I wish I could tell you the decision was easy. It wasn't. The salary at Coca-Cola wasn't just paying my bills—it was funding the business I was trying to build. Leaving meant no safety net. No backup plan. Just me, a business that was growing but not yet profitable enough to replace my income, and a whole lot of uncertainty.


But here's what I knew: women were trusting me with their dreams. They were sending me messages about how our trips changed them. How they'd never traveled alone before but felt brave enough to try it with us. How they'd made friends, conquered fears, and came home different.


I couldn't let them down. And more importantly, I couldn't let myself down.


The Flight to China


A few days after I turned in my resignation, I boarded a flight to China.


Not for vacation. For work—my work. The business I had just bet everything on.


Sitting on that plane, somewhere over the Pacific Ocean, I felt it: pure terror mixed with pure freedom. I had just walked away from financial security to chase something that might fail. But I had also just freed myself from living a half-life. From playing it safe. From waiting for "someday."


That flight to China wasn't just about the destination. It was about the decision. It was about choosing myself, my vision, and my belief that what I was building mattered.


Looking back now, nearly a decade later, I can tell you with absolute certainty: it was the best decision I ever made.


What Solo Travel Taught Me


Here's the thing about solo travel that people don't talk about enough: it's not really about the destinations. It's about what you learn about yourself when you're navigating a foreign country alone, making decisions without a committee, and trusting yourself to figure it out.


Every solo trip I took before leaving Coca-Cola was practice.
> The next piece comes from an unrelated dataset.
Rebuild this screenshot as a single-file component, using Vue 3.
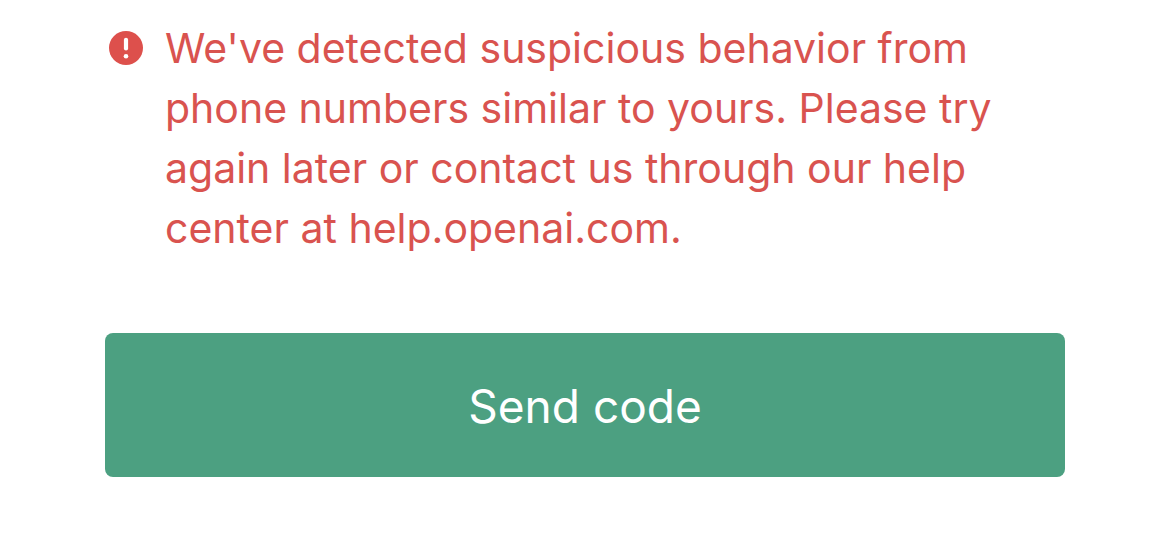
<script setup>
const message =
  "We've detected suspicious behavior from phone numbers similar to yours. Please try again later or contact us through our help center at help.openai.com."
</script>

<template>
  <main class="page">
    <div class="alert" role="alert">
      <svg class="icon" viewBox="0 0 34 34" aria-hidden="true">
        <circle cx="17" cy="17" r="17" fill="#dd504c" />
        <path d="M17 8.8v8.6" stroke="#fff" stroke-width="4.2" stroke-linecap="round" />
        <circle cx="17" cy="25.2" r="2.3" fill="#fff" />
      </svg>
      <p class="message">{{ message }}</p>
    </div>
    <button class="send" type="button">Send code</button>
  </main>
</template>

<style>
body {
  margin: 0;
  background: #fff;
}
</style>

<style scoped>
.page {
  box-sizing: border-box;
  padding: 18px 105px 59px;
  font-family: Inter, "Liberation Sans", sans-serif;
}
.alert {
  display: flex;
  align-items: flex-start;
  gap: 22px;
  padding-left: 4px;
}
.icon {
  flex: none;
  width: 34px;
  height: 34px;
  margin-top: 13px;
}
.message {
  margin: 0;
  color: #d9534f;
  font-size: 41px;
  line-height: 60px;
}
.send {
  display: block;
  width: 100%;
  margin-top: 75px;
  padding: 43px 24px 41px;
  border: 0;
  border-radius: 8px;
  background: #4ca081;
  color: #fff;
  font-family: inherit;
  font-size: 46px;
  line-height: 60px;
}
</style>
Practice in betting on myself. Practice in believing I could handle the unknown. Practice in trusting my instincts when things didn't go according to plan.


When you've successfully navigated Tokyo's subway system without speaking Japanese, suddenly quitting your job to start a business doesn't seem quite so impossible.


When you've hiked mountains alone and made it to the summit, suddenly the climb of entrepreneurship feels manageable.

When you've sat alone at restaurants in foreign cities and realized you're not lonely—you're free—suddenly walking away from what's "safe" doesn't feel like loss. It feels like expansion.


Solo travel gave me the confidence to leave Coca-Cola because it showed me I was capable of more than I thought. It taught me that discomfort is temporary but regret is permanent. It proved that I could trust myself to figure things out, even when I didn't have all the answers.


The Risk That Wasn't Really a Risk


People called it brave. Some called it crazy. A few called it irresponsible.


But here's what I realized on that flight to China: staying would have been the real risk.


Staying meant watching my dreams get smaller year after year. Staying meant settling for a half-lived life where I was always wondering "what if?" Staying meant letting fear win.

Leaving meant I might fail. But at least I would know I tried. At least I would have lived fully, gone all in, and bet on the thing I believed in most: myself.


Where I Am Now


Sisters Traveling Solo just celebrated its ninth year in business. We've taken hundreds of women to over 30 countries. We've watched quiet women find their voices. We've seen corporate professionals realize there's more to life than climbing someone else's ladder. We've witnessed transformations that started with a single brave decision to book a trip alone.

And next year, we'll celebrate a decade.


A decade that wouldn't exist if I hadn't run out of vacation days. A decade that wouldn't exist if I hadn't gotten on that plane to China. A decade that wouldn't exist if solo travel hadn't taught me the most important lesson of all: you are more capable than you think, and you deserve to live a life that excites you.


The Question I Want You to Ask Yourself


I'm not telling you to quit your job tomorrow. That's not the point of this story.


The point is this: What are you not doing because you're afraid? What dream are you putting on hold because it feels too risky? What version of your life are you not living because you're waiting for permission?


Solo travel taught me that no one is coming to give you permission. No one is coming to tell you it's time. No one is coming to make you feel ready.


You just have to go.


Whether that's booking a solo trip, starting a business, or making whatever leap your soul has been whispering about—the confidence doesn't come before the decision. It comes after. It comes from doing the scary thing and realizing you survived.


Then thrived.


I had a good job at Coca-Cola. But I have a beautiful life now. And it started the moment I chose myself.